Yeah, this test is known to fail under load. There is no way to make it
100% reliable under high load. Even if I was to choose a STEP_INTERVAL of
1 second, it would probably fail under a load of 500 or so.
> I did however notice different output depending on
> whether the test was run in the foreground or background
This might hint to effects of how the scheduler works.
> If I run the test in the foreground with
> ./gnulib-tests/test-pthread-rwlock-waitqueue
> I don't see any of the "... => ..." lines output.
These "... => ..." lines are debugging helps in case some result
is unexpected. But this happens only when the load is high. For example:
WRR => W1 R2 R3
WRRR => W1 R2 R3 R4
WRRRR => R2 W1 R4 R5 R3
means that, after one thread enqueues a request for locking as a writer
(while no reader is present), then after STEP_INTERVAL, another thread
enqueues a request for locking as a reader, the second thread gets the
lock. This is only possible if the kernel has not reacted to the first
request within STEP_INTERVAL.
I'm committing this workaround.
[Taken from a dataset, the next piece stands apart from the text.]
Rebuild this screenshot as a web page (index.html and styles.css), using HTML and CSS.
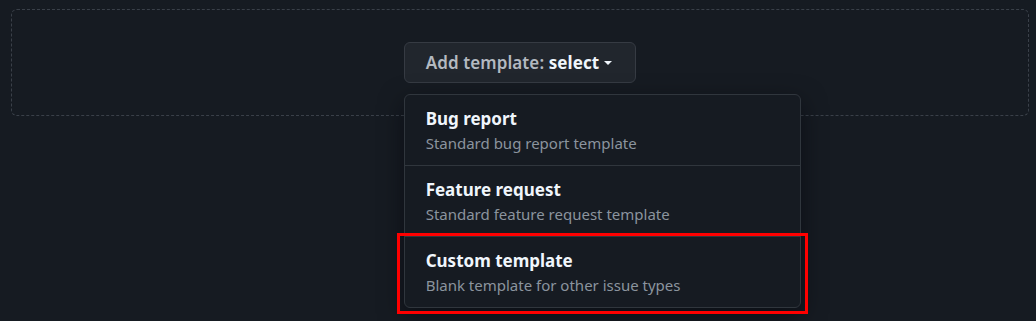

Which has the effect of excluding the
test from coreutils (unless you are using --with-longrunning-tests).
2024-08-14 Bruno Haible <bruno@clisp.org>
pthread-rwlock-extra-tests: Exclude this test from packages by default.
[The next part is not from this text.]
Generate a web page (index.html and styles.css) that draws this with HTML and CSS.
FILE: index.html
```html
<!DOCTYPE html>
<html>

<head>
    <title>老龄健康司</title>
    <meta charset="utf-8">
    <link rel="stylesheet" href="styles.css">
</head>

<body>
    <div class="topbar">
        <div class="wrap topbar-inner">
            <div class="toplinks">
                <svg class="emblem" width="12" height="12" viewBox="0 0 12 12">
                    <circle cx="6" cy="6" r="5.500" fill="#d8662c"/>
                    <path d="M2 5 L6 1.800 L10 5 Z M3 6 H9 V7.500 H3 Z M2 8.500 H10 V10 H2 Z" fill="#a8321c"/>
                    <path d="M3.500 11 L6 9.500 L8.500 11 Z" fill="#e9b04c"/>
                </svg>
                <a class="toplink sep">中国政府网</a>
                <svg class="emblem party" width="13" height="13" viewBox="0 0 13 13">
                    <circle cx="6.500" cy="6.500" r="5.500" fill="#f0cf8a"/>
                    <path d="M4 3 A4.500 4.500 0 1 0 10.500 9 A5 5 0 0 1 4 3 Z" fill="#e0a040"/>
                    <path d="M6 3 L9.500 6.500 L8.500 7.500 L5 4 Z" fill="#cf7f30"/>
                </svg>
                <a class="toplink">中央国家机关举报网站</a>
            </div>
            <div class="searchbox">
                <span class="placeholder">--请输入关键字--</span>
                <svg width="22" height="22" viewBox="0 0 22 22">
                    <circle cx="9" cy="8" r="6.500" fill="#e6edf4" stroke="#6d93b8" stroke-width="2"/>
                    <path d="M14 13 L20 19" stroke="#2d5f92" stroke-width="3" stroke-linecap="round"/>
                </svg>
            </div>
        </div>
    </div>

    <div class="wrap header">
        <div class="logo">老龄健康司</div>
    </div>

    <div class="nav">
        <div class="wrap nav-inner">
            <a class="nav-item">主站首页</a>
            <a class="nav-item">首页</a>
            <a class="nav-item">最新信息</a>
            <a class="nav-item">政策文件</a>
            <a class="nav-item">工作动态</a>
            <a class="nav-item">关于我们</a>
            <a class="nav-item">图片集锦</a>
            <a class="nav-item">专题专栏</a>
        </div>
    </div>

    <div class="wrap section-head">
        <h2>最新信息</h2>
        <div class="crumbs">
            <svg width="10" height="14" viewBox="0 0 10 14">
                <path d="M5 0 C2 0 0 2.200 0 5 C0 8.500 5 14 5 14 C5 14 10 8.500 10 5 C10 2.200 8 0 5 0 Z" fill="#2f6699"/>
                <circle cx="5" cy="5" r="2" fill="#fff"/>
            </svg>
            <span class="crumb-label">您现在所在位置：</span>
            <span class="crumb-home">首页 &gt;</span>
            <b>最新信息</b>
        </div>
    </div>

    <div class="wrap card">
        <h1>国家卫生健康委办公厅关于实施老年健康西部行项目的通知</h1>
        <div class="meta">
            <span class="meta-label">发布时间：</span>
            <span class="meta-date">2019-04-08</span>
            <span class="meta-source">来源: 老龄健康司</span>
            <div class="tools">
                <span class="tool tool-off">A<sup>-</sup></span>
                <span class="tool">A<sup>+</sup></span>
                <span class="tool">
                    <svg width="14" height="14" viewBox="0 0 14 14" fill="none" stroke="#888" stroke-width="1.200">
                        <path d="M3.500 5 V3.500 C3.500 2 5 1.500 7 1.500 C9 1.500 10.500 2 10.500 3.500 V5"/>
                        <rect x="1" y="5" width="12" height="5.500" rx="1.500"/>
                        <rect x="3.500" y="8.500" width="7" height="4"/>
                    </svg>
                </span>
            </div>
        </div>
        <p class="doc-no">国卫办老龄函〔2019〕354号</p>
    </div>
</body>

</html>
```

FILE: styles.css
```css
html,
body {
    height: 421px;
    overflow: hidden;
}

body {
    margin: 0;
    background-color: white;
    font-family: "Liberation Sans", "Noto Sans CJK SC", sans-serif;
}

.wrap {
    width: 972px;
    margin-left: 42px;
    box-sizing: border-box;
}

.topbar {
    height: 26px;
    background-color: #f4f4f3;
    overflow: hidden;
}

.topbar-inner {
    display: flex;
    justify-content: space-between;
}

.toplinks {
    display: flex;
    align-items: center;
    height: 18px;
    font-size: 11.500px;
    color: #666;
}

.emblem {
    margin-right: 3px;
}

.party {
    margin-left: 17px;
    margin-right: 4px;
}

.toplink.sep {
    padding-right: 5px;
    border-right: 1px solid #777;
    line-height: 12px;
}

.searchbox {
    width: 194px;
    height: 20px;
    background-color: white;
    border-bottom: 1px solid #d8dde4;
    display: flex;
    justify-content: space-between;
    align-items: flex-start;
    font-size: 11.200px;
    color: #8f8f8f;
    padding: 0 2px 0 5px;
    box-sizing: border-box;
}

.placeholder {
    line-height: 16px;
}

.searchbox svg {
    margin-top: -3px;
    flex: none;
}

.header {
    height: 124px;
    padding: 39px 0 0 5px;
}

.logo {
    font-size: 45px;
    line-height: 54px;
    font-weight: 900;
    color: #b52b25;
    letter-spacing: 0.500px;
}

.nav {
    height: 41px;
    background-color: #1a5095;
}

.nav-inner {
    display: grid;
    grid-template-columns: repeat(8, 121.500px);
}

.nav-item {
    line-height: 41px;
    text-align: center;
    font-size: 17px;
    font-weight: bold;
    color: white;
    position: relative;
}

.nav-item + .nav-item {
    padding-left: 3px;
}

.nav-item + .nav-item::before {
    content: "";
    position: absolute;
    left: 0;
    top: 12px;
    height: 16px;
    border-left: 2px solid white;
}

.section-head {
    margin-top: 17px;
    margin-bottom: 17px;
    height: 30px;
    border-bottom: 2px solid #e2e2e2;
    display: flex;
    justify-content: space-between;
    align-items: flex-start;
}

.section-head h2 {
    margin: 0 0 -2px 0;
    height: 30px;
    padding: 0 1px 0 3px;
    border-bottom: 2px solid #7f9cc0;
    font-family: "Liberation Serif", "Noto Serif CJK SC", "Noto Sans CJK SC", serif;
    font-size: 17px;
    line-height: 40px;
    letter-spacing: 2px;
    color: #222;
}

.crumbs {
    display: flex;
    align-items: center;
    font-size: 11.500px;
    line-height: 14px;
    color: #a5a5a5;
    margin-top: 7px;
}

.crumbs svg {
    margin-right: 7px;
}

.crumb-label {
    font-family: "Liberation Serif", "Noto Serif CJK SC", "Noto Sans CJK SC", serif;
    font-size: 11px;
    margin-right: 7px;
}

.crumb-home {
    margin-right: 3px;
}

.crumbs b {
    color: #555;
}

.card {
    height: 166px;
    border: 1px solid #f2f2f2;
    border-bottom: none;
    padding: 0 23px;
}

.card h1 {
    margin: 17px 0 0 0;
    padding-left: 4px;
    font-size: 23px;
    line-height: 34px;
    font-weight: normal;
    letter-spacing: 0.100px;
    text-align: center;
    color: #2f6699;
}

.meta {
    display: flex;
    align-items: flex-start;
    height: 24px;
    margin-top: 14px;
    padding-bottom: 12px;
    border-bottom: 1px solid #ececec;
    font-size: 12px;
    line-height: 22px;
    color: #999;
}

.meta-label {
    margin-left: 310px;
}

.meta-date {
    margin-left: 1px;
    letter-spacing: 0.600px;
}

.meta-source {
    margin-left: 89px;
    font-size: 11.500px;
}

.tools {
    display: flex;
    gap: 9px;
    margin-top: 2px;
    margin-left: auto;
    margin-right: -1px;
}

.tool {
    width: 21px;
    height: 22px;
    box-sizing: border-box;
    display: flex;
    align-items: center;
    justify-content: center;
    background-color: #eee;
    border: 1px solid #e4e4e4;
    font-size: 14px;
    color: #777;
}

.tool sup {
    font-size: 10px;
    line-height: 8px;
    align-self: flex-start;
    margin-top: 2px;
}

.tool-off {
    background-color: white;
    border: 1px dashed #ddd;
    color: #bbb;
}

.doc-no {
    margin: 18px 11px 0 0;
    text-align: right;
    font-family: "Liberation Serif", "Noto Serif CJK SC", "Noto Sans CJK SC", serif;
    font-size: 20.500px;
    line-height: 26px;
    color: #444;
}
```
* tests/test-pthread-rwlock-waitqueue.c (STEP_INTERVAL): Add comment.
* modules/pthread-rwlock-extra-tests (Status): Mark as longrunning-test.
diff --git a/modules/pthread-rwlock-extra-tests
b/modules/pthread-rwlock-extra-tests
index c14e3ed8ac..2d93488dfd 100644
--- a/modules/pthread-rwlock-extra-tests
+++ b/modules/pthread-rwlock-extra-tests
@@ -1,3 +1,6 @@
+Status:
+longrunning-test
+
Files:
tests/test-pthread-rwlock-waitqueue.c
tests/macros.h
diff --git a/tests/test-pthread-rwlock-waitqueue.c
b/tests/test-pthread-rwlock-waitqueue.c
index ad190b5491..6b800ea5cc 100644
--- a/tests/test-pthread-rwlock-waitqueue.c
+++ b/tests/test-pthread-rwlock-waitqueue.c
@@ -48,7 +48,23 @@
flavours of read-write locks. */
/* Some platforms need a longer STEP_INTERVAL, otherwise some of the assertions
- RRR, RRRR, RRRRR fail. */
+ RRR, RRRR, RRRRR fail.
+ Note: The probability of failing these assertions is higher when the machine
+ is under high load. It can be worked around by increasing the
STEP_INTERVAL.
+ However, increasing the STEP_INTERVAL means to increase the total duration
+ of this test:
+ STEP_INTERVAL Duration (on glibc/Linux)
+ 10 ms 29 sec
+ 20 ms 57 sec
+ 50 ms 2.4 min
+ 100 ms 4.8 min
+ 200 ms 9.6 min
+ There is no way to have this test be reasonably fast and 100% reliable at
the
+ same time. Therefore the compromise we have chosen is
+ - to pick STEP_INTERVAL so that the test succeeds on developer machines
+ with little load and on continuous integration machines,
+ - to exclude the test from packaging, unless the gnulib-tool option
+ '--with-longrunning-tests' is specified. */
#if (defined __APPLE__ && defined __MACH__)
/* macOS */
# define STEP_INTERVAL 200000000 /* nanoseconds */